### Exercise data
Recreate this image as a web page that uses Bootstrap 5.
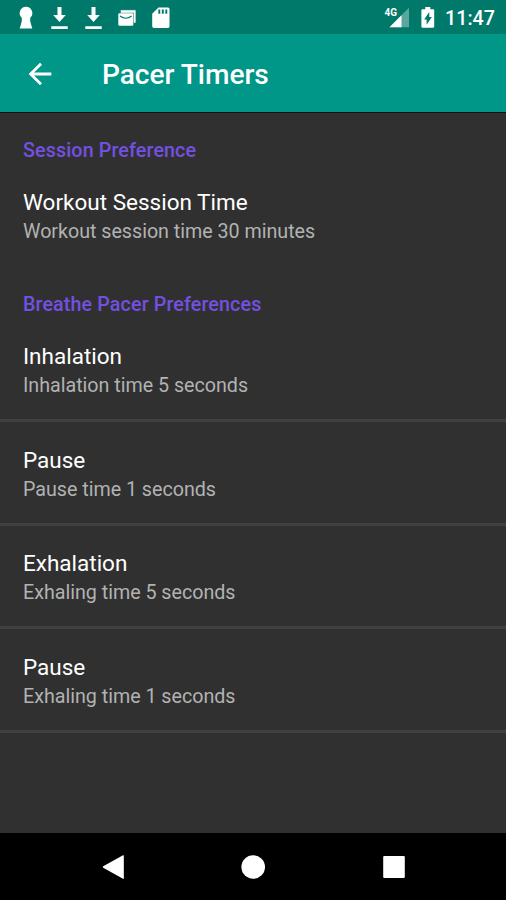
<!DOCTYPE html>
<html lang="en">
<head>
<meta charset="utf-8">
<meta name="viewport" content="width=device-width, initial-scale=1">
<title>Pacer Timers</title>
<link href="https://cdn.jsdelivr.net/npm/bootstrap@5.3.0/dist/css/bootstrap.min.css" rel="stylesheet">
<style>
  body { font-family: Roboto, sans-serif; background: #303030; color: #fff; overflow: hidden; }
  svg { display: block; flex: none; }
  .status-bar { height: 34px; background: #00796b; padding: 1px 11px 0 18px; }
  .status-left { gap: 16px; }
  .status-time { font-size: 19.7px; font-weight: 500; line-height: 32px; padding-top: 2px; }
  .app-bar { height: 79px; background: #009688; border-bottom: 1px solid #101010; padding: 1px 23px 0; }
  .app-title { font-size: 28.1px; font-weight: 500; line-height: 34px; margin-left: 45px; padding-top: 3px; letter-spacing: -.03px; }
  .pref-category { font-size: 19.7px; font-weight: 500; line-height: 26px; letter-spacing: .12px; color: #7350e0; padding: 25px 23px .3px; }
  .pref-row { height: 103.6px; padding: 23.8px 23px 0; border-bottom: 3px solid #3f3f3f; }
  .pref-row.last-in-group { height: 102.8px; border-bottom: 0; }
  .pref-title { font-size: 22.5px; line-height: 28.8px; font-weight: 400; }
  .pref-summary { font-size: 19.7px; line-height: 28.8px; letter-spacing: -.02px; padding-top: 1px; color: #b2b2b2; }
  .nav-buttons { height: 67px; background: #000; padding: 0 100.5px; }
</style>
</head>
<body>
<div class="vh-100 d-flex flex-column">
  <div class="status-bar d-flex align-items-center justify-content-between">
    <div class="status-left d-flex align-items-center">
      <svg width="16" height="24" viewBox="0 0 16 24" fill="#fff"><path d="M8 .7a6.300 6.300 0 0 1 4.300 10.900Q12 14 12.400 16L14.300 22.500H1.700L3.600 16Q4 14 3.700 11.600A6.300 6.300 0 0 1 8 .7z"/></svg>
      <svg width="18" height="24" viewBox="0 0 18 24" fill="#fff"><path d="M7.500 1h4v8h4.300L9.500 16 3.200 9h4.300zM1.300 20.300h16.400v2.700H1.300z"/></svg>
      <svg width="18" height="24" viewBox="0 0 18 24" fill="#fff"><path d="M7.500 1h4v8h4.300L9.500 16 3.200 9h4.300zM1.300 20.300h16.400v2.700H1.300z"/></svg>
      <svg width="18" height="24" viewBox="0 0 18 24"><path d="M3 5V4.400h14.300v12H16V6.500H3z" fill="#fff" stroke="#fff" stroke-width=".6"/><rect x=".3" y="7.300" width="15" height="12.500" rx="1.200" fill="#fff"/><path d="M2 10q5.800 4.500 11.600 0" fill="none" stroke="#00796b" stroke-width="1.200"/></svg>
      <svg width="18" height="24" viewBox="0 0 18 24"><path d="M6.500 1.500H16a1.800 1.800 0 0 1 1.500 1.800v16.900A1.800 1.800 0 0 1 16 22H2a1.800 1.800 0 0 1-1.800-1.800V7.800z" fill="#fff"/><path d="M7.300 3.500v4.200M10.800 3.500v4.200M14.300 3.500v4.200" stroke="#00796b" stroke-width="1.900"/></svg>
    </div>
    <div class="d-flex align-items-center">
      <svg width="28" height="26" viewBox="0 0 28 26"><path d="M8.500 22.200 28 2.700v19.500z" fill="#fff" opacity=".35"/><path d="M8.500 22.200 20.500 10.200v12z" fill="#fff"/><text x="3.500" y="11" font-family="Roboto, sans-serif" font-size="11" font-weight="700" fill="#fff" textLength="12.500" lengthAdjust="spacingAndGlyphs">4G</text></svg>
      <svg class="ms-2 me-2" width="20" height="26" viewBox="0 0 20 26"><path d="M8.300 2h5v2.300H16c.7 0 1.200.5 1.200 1.200v16c0 .7-.5 1.200-1.200 1.200H5.600c-.7 0-1.200-.5-1.200-1.200v-16c0-.7.5-1.200 1.200-1.200h2.700z" fill="#fff"/><path d="M12.300 7v5h2.600L9.600 19.800v-5.300H7.100z" fill="#00796b"/></svg>
      <span class="status-time">11:47</span>
    </div>
  </div>

  <header class="app-bar d-flex align-items-center">
    <svg width="34" height="34" viewBox="0 0 24 24" fill="#fff"><path d="M20 11H7.830l5.590-5.590L12 4l-8 8 8 8 1.410-1.410L7.830 13H20v-2z"/></svg>
    <h1 class="app-title mb-0">Pacer Timers</h1>
  </header>

  <main class="flex-grow-1 overflow-hidden">
    <div class="pref-category">Session Preference</div>
    <div class="pref-row last-in-group">
      <div class="pref-title">Workout Session Time</div>
      <div class="pref-summary">Workout session time 30 minutes</div>
    </div>
    <div class="pref-category">Breathe Pacer Preferences</div>
    <div class="pref-row">
      <div class="pref-title">Inhalation</div>
      <div class="pref-summary">Inhalation time 5 seconds</div>
    </div>
    <div class="pref-row">
      <div class="pref-title">Pause</div>
      <div class="pref-summary">Pause time 1 seconds</div>
    </div>
    <div class="pref-row">
      <div class="pref-title">Exhalation</div>
      <div class="pref-summary">Exhaling time 5 seconds</div>
    </div>
    <div class="pref-row">
      <div class="pref-title">Pause</div>
      <div class="pref-summary">Exhaling time 1 seconds</div>
    </div>
  </main>

  <footer class="nav-buttons d-flex align-items-center justify-content-between">
    <svg width="24" height="26" viewBox="0 0 24 26" fill="#fff"><path d="M22 1.200q.8-.3.800.6v22.400q0 .9-.8.600L2.200 13.700q-1-.7 0-1.400z"/></svg>
    <svg width="24" height="24" viewBox="0 0 24 24" fill="#fff"><circle cx="12.200" cy="12" r="11.800"/></svg>
    <svg width="24" height="24" viewBox="0 0 24 24" fill="#fff"><rect x="1.200" y="1" width="21.600" height="22" rx="1"/></svg>
  </footer>
</div>
<script src="https://cdn.jsdelivr.net/npm/bootstrap@5.3.0/dist/js/bootstrap.bundle.min.js"></script>
</body>
</html>
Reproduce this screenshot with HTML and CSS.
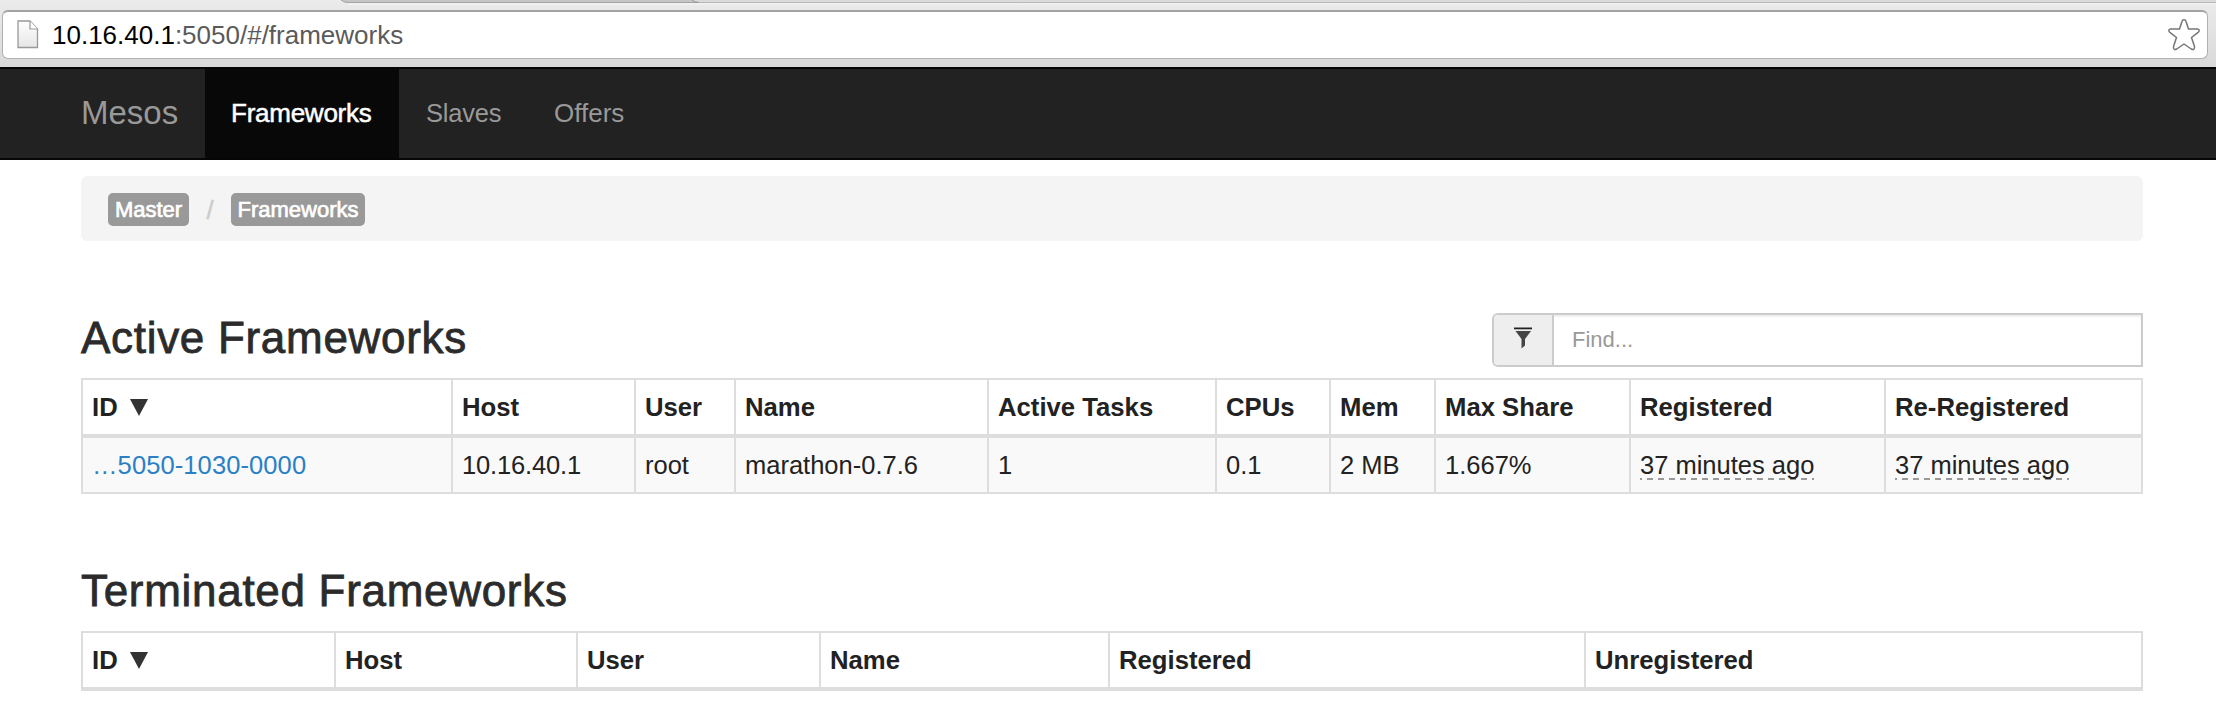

### Required task
Transcribe each entry precisely as given, leaving the pictures out.

### Written reply
Recreate this image as a web page that uses Bootstrap 5.
<!DOCTYPE html>
<html lang="en">
<head>
<meta charset="utf-8">
<meta name="viewport" content="width=device-width, initial-scale=1">
<title>Pacer Timers</title>
<link href="https://cdn.jsdelivr.net/npm/bootstrap@5.3.0/dist/css/bootstrap.min.css" rel="stylesheet">
<style>
  body { font-family: Roboto, sans-serif; background: #303030; color: #fff; overflow: hidden; }
  svg { display: block; flex: none; }
  .status-bar { height: 34px; background: #00796b; padding: 1px 11px 0 18px; }
  .status-left { gap: 16px; }
  .status-time { font-size: 19.7px; font-weight: 500; line-height: 32px; padding-top: 2px; }
  .app-bar { height: 79px; background: #009688; border-bottom: 1px solid #101010; padding: 1px 23px 0; }
  .app-title { font-size: 28.1px; font-weight: 500; line-height: 34px; margin-left: 45px; padding-top: 3px; letter-spacing: -.03px; }
  .pref-category { font-size: 19.7px; font-weight: 500; line-height: 26px; letter-spacing: .12px; color: #7350e0; padding: 25px 23px .3px; }
  .pref-row { height: 103.6px; padding: 23.8px 23px 0; border-bottom: 3px solid #3f3f3f; }
  .pref-row.last-in-group { height: 102.8px; border-bottom: 0; }
  .pref-title { font-size: 22.5px; line-height: 28.8px; font-weight: 400; }
  .pref-summary { font-size: 19.7px; line-height: 28.8px; letter-spacing: -.02px; padding-top: 1px; color: #b2b2b2; }
  .nav-buttons { height: 67px; background: #000; padding: 0 100.5px; }
</style>
</head>
<body>
<div class="vh-100 d-flex flex-column">
  <div class="status-bar d-flex align-items-center justify-content-between">
    <div class="status-left d-flex align-items-center">
      <svg width="16" height="24" viewBox="0 0 16 24" fill="#fff"><path d="M8 .7a6.300 6.300 0 0 1 4.300 10.900Q12 14 12.400 16L14.300 22.500H1.700L3.600 16Q4 14 3.700 11.600A6.300 6.300 0 0 1 8 .7z"/></svg>
      <svg width="18" height="24" viewBox="0 0 18 24" fill="#fff"><path d="M7.500 1h4v8h4.300L9.500 16 3.200 9h4.300zM1.300 20.300h16.400v2.700H1.300z"/></svg>
      <svg width="18" height="24" viewBox="0 0 18 24" fill="#fff"><path d="M7.500 1h4v8h4.300L9.500 16 3.200 9h4.300zM1.300 20.300h16.400v2.700H1.300z"/></svg>
      <svg width="18" height="24" viewBox="0 0 18 24"><path d="M3 5V4.400h14.300v12H16V6.500H3z" fill="#fff" stroke="#fff" stroke-width=".6"/><rect x=".3" y="7.300" width="15" height="12.500" rx="1.200" fill="#fff"/><path d="M2 10q5.800 4.500 11.600 0" fill="none" stroke="#00796b" stroke-width="1.200"/></svg>
      <svg width="18" height="24" viewBox="0 0 18 24"><path d="M6.500 1.500H16a1.800 1.800 0 0 1 1.500 1.800v16.900A1.800 1.800 0 0 1 16 22H2a1.800 1.800 0 0 1-1.800-1.800V7.800z" fill="#fff"/><path d="M7.300 3.500v4.200M10.800 3.500v4.200M14.300 3.500v4.200" stroke="#00796b" stroke-width="1.900"/></svg>
    </div>
    <div class="d-flex align-items-center">
      <svg width="28" height="26" viewBox="0 0 28 26"><path d="M8.500 22.200 28 2.700v19.500z" fill="#fff" opacity=".35"/><path d="M8.500 22.200 20.500 10.200v12z" fill="#fff"/><text x="3.500" y="11" font-family="Roboto, sans-serif" font-size="11" font-weight="700" fill="#fff" textLength="12.500" lengthAdjust="spacingAndGlyphs">4G</text></svg>
      <svg class="ms-2 me-2" width="20" height="26" viewBox="0 0 20 26"><path d="M8.300 2h5v2.300H16c.7 0 1.200.5 1.200 1.200v16c0 .7-.5 1.200-1.200 1.200H5.600c-.7 0-1.200-.5-1.200-1.200v-16c0-.7.5-1.200 1.200-1.200h2.700z" fill="#fff"/><path d="M12.300 7v5h2.600L9.600 19.800v-5.300H7.100z" fill="#00796b"/></svg>
      <span class="status-time">11:47</span>
    </div>
  </div>

  <header class="app-bar d-flex align-items-center">
    <svg width="34" height="34" viewBox="0 0 24 24" fill="#fff"><path d="M20 11H7.830l5.590-5.590L12 4l-8 8 8 8 1.410-1.410L7.830 13H20v-2z"/></svg>
    <h1 class="app-title mb-0">Pacer Timers</h1>
  </header>

  <main class="flex-grow-1 overflow-hidden">
    <div class="pref-category">Session Preference</div>
    <div class="pref-row last-in-group">
      <div class="pref-title">Workout Session Time</div>
      <div class="pref-summary">Workout session time 30 minutes</div>
    </div>
    <div class="pref-category">Breathe Pacer Preferences</div>
    <div class="pref-row">
      <div class="pref-title">Inhalation</div>
      <div class="pref-summary">Inhalation time 5 seconds</div>
    </div>
    <div class="pref-row">
      <div class="pref-title">Pause</div>
      <div class="pref-summary">Pause time 1 seconds</div>
    </div>
    <div class="pref-row">
      <div class="pref-title">Exhalation</div>
      <div class="pref-summary">Exhaling time 5 seconds</div>
    </div>
    <div class="pref-row">
      <div class="pref-title">Pause</div>
      <div class="pref-summary">Exhaling time 1 seconds</div>
    </div>
  </main>

  <footer class="nav-buttons d-flex align-items-center justify-content-between">
    <svg width="24" height="26" viewBox="0 0 24 26" fill="#fff"><path d="M22 1.200q.8-.3.800.6v22.400q0 .9-.8.600L2.200 13.700q-1-.7 0-1.400z"/></svg>
    <svg width="24" height="24" viewBox="0 0 24 24" fill="#fff"><circle cx="12.200" cy="12" r="11.800"/></svg>
    <svg width="24" height="24" viewBox="0 0 24 24" fill="#fff"><rect x="1.200" y="1" width="21.600" height="22" rx="1"/></svg>
  </footer>
</div>
<script src="https://cdn.jsdelivr.net/npm/bootstrap@5.3.0/dist/js/bootstrap.bundle.min.js"></script>
</body>
</html>
Reproduce this screenshot with HTML and CSS.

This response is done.